— Start DATA EXCERPT —

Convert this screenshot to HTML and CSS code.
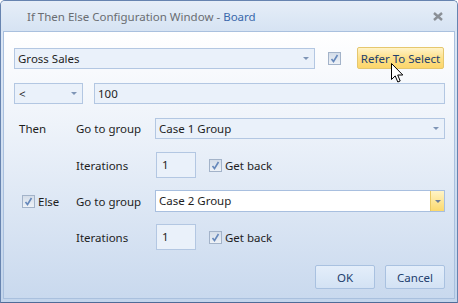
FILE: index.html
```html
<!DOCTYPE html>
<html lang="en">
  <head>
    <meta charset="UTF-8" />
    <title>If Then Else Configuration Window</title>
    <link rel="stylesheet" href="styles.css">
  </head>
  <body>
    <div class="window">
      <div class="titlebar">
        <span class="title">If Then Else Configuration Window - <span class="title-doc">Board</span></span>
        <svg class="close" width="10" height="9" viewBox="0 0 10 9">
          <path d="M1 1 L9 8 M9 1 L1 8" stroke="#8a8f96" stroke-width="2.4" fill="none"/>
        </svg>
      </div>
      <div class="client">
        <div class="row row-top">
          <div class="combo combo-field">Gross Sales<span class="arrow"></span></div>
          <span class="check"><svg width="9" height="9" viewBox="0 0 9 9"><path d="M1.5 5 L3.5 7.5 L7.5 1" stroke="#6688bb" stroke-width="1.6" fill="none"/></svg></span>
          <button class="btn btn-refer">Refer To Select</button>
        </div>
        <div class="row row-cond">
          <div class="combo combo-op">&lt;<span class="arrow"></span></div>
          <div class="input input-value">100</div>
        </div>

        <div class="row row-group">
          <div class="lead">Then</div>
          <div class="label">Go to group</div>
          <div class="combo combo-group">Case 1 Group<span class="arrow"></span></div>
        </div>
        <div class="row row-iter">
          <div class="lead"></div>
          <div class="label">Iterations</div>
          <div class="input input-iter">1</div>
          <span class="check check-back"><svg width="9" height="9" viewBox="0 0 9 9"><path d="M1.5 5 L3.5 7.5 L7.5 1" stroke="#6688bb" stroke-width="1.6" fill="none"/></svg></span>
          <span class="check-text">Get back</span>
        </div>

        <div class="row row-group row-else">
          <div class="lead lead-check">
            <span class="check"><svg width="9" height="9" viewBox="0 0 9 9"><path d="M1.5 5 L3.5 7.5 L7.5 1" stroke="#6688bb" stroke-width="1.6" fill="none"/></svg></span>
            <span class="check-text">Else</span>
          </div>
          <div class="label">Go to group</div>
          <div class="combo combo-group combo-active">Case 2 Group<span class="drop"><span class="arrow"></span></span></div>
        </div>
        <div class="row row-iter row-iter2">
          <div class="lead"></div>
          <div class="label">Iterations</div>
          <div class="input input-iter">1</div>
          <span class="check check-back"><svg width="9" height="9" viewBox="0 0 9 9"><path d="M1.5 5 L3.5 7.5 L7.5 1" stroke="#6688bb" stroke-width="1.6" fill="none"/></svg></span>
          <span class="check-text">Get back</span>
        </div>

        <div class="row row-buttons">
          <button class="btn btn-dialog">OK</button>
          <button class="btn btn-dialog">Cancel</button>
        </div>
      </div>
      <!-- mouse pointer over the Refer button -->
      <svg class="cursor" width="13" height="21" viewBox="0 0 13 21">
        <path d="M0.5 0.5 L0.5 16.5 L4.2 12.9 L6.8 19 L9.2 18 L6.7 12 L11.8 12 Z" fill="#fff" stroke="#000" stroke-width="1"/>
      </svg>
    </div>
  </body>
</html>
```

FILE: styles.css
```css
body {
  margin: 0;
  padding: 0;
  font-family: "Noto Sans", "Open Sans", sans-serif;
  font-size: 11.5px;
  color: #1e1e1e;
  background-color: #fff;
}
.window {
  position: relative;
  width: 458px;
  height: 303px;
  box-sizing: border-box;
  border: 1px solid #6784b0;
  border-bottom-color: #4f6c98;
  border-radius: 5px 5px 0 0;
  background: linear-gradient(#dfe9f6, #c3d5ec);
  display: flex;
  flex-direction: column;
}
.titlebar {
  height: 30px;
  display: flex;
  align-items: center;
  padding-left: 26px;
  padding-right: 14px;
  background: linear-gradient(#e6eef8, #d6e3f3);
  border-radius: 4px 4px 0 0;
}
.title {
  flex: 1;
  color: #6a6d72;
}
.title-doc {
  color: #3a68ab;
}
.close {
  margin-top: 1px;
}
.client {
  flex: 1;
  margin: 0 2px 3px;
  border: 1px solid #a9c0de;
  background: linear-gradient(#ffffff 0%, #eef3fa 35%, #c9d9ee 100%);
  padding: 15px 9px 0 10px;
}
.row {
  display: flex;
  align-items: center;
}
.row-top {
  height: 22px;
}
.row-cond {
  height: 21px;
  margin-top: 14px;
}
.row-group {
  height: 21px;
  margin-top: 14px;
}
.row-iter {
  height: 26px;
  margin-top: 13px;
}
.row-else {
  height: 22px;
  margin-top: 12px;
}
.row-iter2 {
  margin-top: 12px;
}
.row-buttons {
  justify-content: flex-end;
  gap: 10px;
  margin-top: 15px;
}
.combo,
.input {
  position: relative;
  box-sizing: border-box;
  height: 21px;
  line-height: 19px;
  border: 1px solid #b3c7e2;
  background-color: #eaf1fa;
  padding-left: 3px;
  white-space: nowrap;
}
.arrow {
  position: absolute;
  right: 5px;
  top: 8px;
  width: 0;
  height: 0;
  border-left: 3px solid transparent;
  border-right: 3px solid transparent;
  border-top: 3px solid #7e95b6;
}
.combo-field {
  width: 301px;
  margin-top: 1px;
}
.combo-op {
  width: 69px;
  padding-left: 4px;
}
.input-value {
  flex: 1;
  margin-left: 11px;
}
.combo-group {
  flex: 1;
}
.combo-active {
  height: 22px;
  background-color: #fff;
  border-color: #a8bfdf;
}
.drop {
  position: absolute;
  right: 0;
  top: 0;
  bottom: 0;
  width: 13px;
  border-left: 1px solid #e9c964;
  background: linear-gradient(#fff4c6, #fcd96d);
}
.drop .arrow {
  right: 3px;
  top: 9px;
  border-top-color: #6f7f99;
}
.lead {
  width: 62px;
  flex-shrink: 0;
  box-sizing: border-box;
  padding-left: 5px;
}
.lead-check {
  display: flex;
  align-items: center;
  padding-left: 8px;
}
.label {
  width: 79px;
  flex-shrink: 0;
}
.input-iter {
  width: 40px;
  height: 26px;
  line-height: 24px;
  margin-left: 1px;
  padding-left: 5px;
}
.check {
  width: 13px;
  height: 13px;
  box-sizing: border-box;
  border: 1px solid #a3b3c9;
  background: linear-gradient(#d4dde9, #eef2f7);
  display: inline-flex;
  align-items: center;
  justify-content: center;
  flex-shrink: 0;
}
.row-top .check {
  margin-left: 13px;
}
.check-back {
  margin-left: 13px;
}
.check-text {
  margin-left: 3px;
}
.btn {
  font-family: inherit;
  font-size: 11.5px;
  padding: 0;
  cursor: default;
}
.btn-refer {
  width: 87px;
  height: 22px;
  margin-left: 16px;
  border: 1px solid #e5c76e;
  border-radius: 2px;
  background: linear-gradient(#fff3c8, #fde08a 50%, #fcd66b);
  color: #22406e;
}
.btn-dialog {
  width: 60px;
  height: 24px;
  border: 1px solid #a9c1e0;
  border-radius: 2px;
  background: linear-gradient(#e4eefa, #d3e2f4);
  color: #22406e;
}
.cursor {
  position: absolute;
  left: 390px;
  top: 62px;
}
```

— End DATA EXCERPT —

** WRITTEN EXERCISE **
Copy out the listing exactly as it stands, but not the pictures.

** ANSWER TO THIS PROBLEM **
Convert this screenshot to HTML and CSS code.
FILE: index.html
```html
<!DOCTYPE html>
<html lang="en">
  <head>
    <meta charset="UTF-8" />
    <title>If Then Else Configuration Window</title>
    <link rel="stylesheet" href="styles.css">
  </head>
  <body>
    <div class="window">
      <div class="titlebar">
        <span class="title">If Then Else Configuration Window - <span class="title-doc">Board</span></span>
        <svg class="close" width="10" height="9" viewBox="0 0 10 9">
          <path d="M1 1 L9 8 M9 1 L1 8" stroke="#8a8f96" stroke-width="2.4" fill="none"/>
        </svg>
      </div>
      <div class="client">
        <div class="row row-top">
          <div class="combo combo-field">Gross Sales<span class="arrow"></span></div>
          <span class="check"><svg width="9" height="9" viewBox="0 0 9 9"><path d="M1.5 5 L3.5 7.5 L7.5 1" stroke="#6688bb" stroke-width="1.6" fill="none"/></svg></span>
          <button class="btn btn-refer">Refer To Select</button>
        </div>
        <div class="row row-cond">
          <div class="combo combo-op">&lt;<span class="arrow"></span></div>
          <div class="input input-value">100</div>
        </div>

        <div class="row row-group">
          <div class="lead">Then</div>
          <div class="label">Go to group</div>
          <div class="combo combo-group">Case 1 Group<span class="arrow"></span></div>
        </div>
        <div class="row row-iter">
          <div class="lead"></div>
          <div class="label">Iterations</div>
          <div class="input input-iter">1</div>
          <span class="check check-back"><svg width="9" height="9" viewBox="0 0 9 9"><path d="M1.5 5 L3.5 7.5 L7.5 1" stroke="#6688bb" stroke-width="1.6" fill="none"/></svg></span>
          <span class="check-text">Get back</span>
        </div>

        <div class="row row-group row-else">
          <div class="lead lead-check">
            <span class="check"><svg width="9" height="9" viewBox="0 0 9 9"><path d="M1.5 5 L3.5 7.5 L7.5 1" stroke="#6688bb" stroke-width="1.6" fill="none"/></svg></span>
            <span class="check-text">Else</span>
          </div>
          <div class="label">Go to group</div>
          <div class="combo combo-group combo-active">Case 2 Group<span class="drop"><span class="arrow"></span></span></div>
        </div>
        <div class="row row-iter row-iter2">
          <div class="lead"></div>
          <div class="label">Iterations</div>
          <div class="input input-iter">1</div>
          <span class="check check-back"><svg width="9" height="9" viewBox="0 0 9 9"><path d="M1.5 5 L3.5 7.5 L7.5 1" stroke="#6688bb" stroke-width="1.6" fill="none"/></svg></span>
          <span class="check-text">Get back</span>
        </div>

        <div class="row row-buttons">
          <button class="btn btn-dialog">OK</button>
          <button class="btn btn-dialog">Cancel</button>
        </div>
      </div>
      <!-- mouse pointer over the Refer button -->
      <svg class="cursor" width="13" height="21" viewBox="0 0 13 21">
        <path d="M0.5 0.5 L0.5 16.5 L4.2 12.9 L6.8 19 L9.2 18 L6.7 12 L11.8 12 Z" fill="#fff" stroke="#000" stroke-width="1"/>
      </svg>
    </div>
  </body>
</html>
```

FILE: styles.css
```css
body {
  margin: 0;
  padding: 0;
  font-family: "Noto Sans", "Open Sans", sans-serif;
  font-size: 11.5px;
  color: #1e1e1e;
  background-color: #fff;
}
.window {
  position: relative;
  width: 458px;
  height: 303px;
  box-sizing: border-box;
  border: 1px solid #6784b0;
  border-bottom-color: #4f6c98;
  border-radius: 5px 5px 0 0;
  background: linear-gradient(#dfe9f6, #c3d5ec);
  display: flex;
  flex-direction: column;
}
.titlebar {
  height: 30px;
  display: flex;
  align-items: center;
  padding-left: 26px;
  padding-right: 14px;
  background: linear-gradient(#e6eef8, #d6e3f3);
  border-radius: 4px 4px 0 0;
}
.title {
  flex: 1;
  color: #6a6d72;
}
.title-doc {
  color: #3a68ab;
}
.close {
  margin-top: 1px;
}
.client {
  flex: 1;
  margin: 0 2px 3px;
  border: 1px solid #a9c0de;
  background: linear-gradient(#ffffff 0%, #eef3fa 35%, #c9d9ee 100%);
  padding: 15px 9px 0 10px;
}
.row {
  display: flex;
  align-items: center;
}
.row-top {
  height: 22px;
}
.row-cond {
  height: 21px;
  margin-top: 14px;
}
.row-group {
  height: 21px;
  margin-top: 14px;
}
.row-iter {
  height: 26px;
  margin-top: 13px;
}
.row-else {
  height: 22px;
  margin-top: 12px;
}
.row-iter2 {
  margin-top: 12px;
}
.row-buttons {
  justify-content: flex-end;
  gap: 10px;
  margin-top: 15px;
}
.combo,
.input {
  position: relative;
  box-sizing: border-box;
  height: 21px;
  line-height: 19px;
  border: 1px solid #b3c7e2;
  background-color: #eaf1fa;
  padding-left: 3px;
  white-space: nowrap;
}
.arrow {
  position: absolute;
  right: 5px;
  top: 8px;
  width: 0;
  height: 0;
  border-left: 3px solid transparent;
  border-right: 3px solid transparent;
  border-top: 3px solid #7e95b6;
}
.combo-field {
  width: 301px;
  margin-top: 1px;
}
.combo-op {
  width: 69px;
  padding-left: 4px;
}
.input-value {
  flex: 1;
  margin-left: 11px;
}
.combo-group {
  flex: 1;
}
.combo-active {
  height: 22px;
  background-color: #fff;
  border-color: #a8bfdf;
}
.drop {
  position: absolute;
  right: 0;
  top: 0;
  bottom: 0;
  width: 13px;
  border-left: 1px solid #e9c964;
  background: linear-gradient(#fff4c6, #fcd96d);
}
.drop .arrow {
  right: 3px;
  top: 9px;
  border-top-color: #6f7f99;
}
.lead {
  width: 62px;
  flex-shrink: 0;
  box-sizing: border-box;
  padding-left: 5px;
}
.lead-check {
  display: flex;
  align-items: center;
  padding-left: 8px;
}
.label {
  width: 79px;
  flex-shrink: 0;
}
.input-iter {
  width: 40px;
  height: 26px;
  line-height: 24px;
  margin-left: 1px;
  padding-left: 5px;
}
.check {
  width: 13px;
  height: 13px;
  box-sizing: border-box;
  border: 1px solid #a3b3c9;
  background: linear-gradient(#d4dde9, #eef2f7);
  display: inline-flex;
  align-items: center;
  justify-content: center;
  flex-shrink: 0;
}
.row-top .check {
  margin-left: 13px;
}
.check-back {
  margin-left: 13px;
}
.check-text {
  margin-left: 3px;
}
.btn {
  font-family: inherit;
  font-size: 11.5px;
  padding: 0;
  cursor: default;
}
.btn-refer {
  width: 87px;
  height: 22px;
  margin-left: 16px;
  border: 1px solid #e5c76e;
  border-radius: 2px;
  background: linear-gradient(#fff3c8, #fde08a 50%, #fcd66b);
  color: #22406e;
}
.btn-dialog {
  width: 60px;
  height: 24px;
  border: 1px solid #a9c1e0;
  border-radius: 2px;
  background: linear-gradient(#e4eefa, #d3e2f4);
  color: #22406e;
}
.cursor {
  position: absolute;
  left: 390px;
  top: 62px;
}
```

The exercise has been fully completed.